Texto: Filipa Teles Carvalho | Fotografia: DR

Livros recentemente dados à estampa, com a Ericeira e Mafra dentro. Para conhecer, saborear ou oferecer. Porque ler é poder e, também, um enorme prazer.

O sabor da História, o cheiro da urze e o mistério de uma floresta encantada aqui tão perto, com este nosso ADN.

«…Um livro de leitura indispensável para quem queira conhecer (e perceber) a importância da Tapada de Mafra.» – Eduardo Pitta

«É como se estivéssemos a entrar num local de culto, num santuário misterioso, frio e quente, escuro e claro, algures onde o imprevisto pode sempre acontecer (…) É chão de terra macia, debruado por árvores enormes com cabeleiras de verde, com corpos de troncos muito fortes, de braços abertos e amplos, sempre prontos a abraçar (…) Deveremos manter o silêncio para não perturbar a densidade da floresta e toda a sua vida. O respeito será sentido.»

Escrever que «As fabulosas histórias da Tapada de Mafra» é um livro-guia para bem conhecer o local não é faltar à verdade. Na obra apresentam-se factos e trilhos desta floresta encantada, tão perto da cidade. Conta-se sobre vizinhança imponente e rica em História – o Convento –, entre outras molduras que nos transportam do quotidiano dos reis ao nosso, sem faltar ao rigor de elementos importantes para entender estas geografias.

Mas a obra é muito mais do que essa mão que nos leva, do que esse possível “roteiro”. O livro contém a essência da Tapada que a autora captou e sentiu. Para o escrever, Cristina Carvalho passou ali muitas horas, muitos dias e muitas noites sem dormir. A escutar, a apurar os sentidos, a conhecer habitantes, a medir daquela terra a pulsação. A conhecer a Tapada de Mafra.

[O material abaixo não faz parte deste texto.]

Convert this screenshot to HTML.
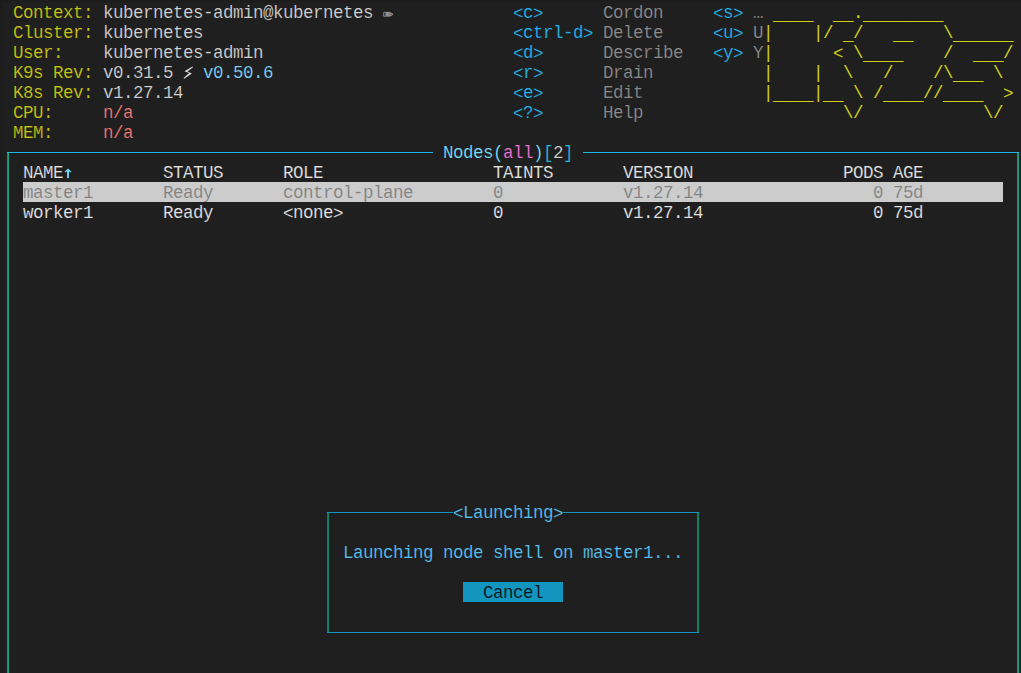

O resultado é um livro onde sabemos das árvores e muitos seres que ali reinam e nos encontramos com visões e cheiros, numa escrita onde está bem vivo o pensamento, mas também o poético e o onírico. Há espaço para o divertido, para as perguntas e respostas e também, muito, para o assombro.

«Sim! Sentiremos a rotação da Terra, é verdade! Sentimos a Terra a girar como gira o nosso pensamento.

Mas para que isso aconteça é preciso encontrar a tal floresta, a tal árvore, a tal noite, a tal paz.»

Entramos em territórios onde não só o real se festeja mas também o imaginário segue connosco e a Literatura acontece entre folhas de papel, as palavras e o rumor da folhagem.

Encontramos também o bulício mais mundano de quem vai, da família que se decide por uma visita à Tapada, programando piqueniques especiais.

Por entre a incrível variedade de seres, animais e vegetais que nos são apresentados estão a javalina Fifi, com pestanudos olhos cor de laranja que imediatamente nos conquistam, «o velho lobo de Mafra, o caçador da noite», Elvis, o bufo-real, e lemos ainda sobre «a voz do veado ou do gamo. A brama.».

É uma obra sem idade, como acontece com os bons livros, que pode ser saboreada em família, na solene noite da Tapada ou na solidão que se deseja acompanhada de um livro em qualquer lugar; sempre que se queira voar numa floresta entre páginas que podem mesmo parecer folhas a restolhar.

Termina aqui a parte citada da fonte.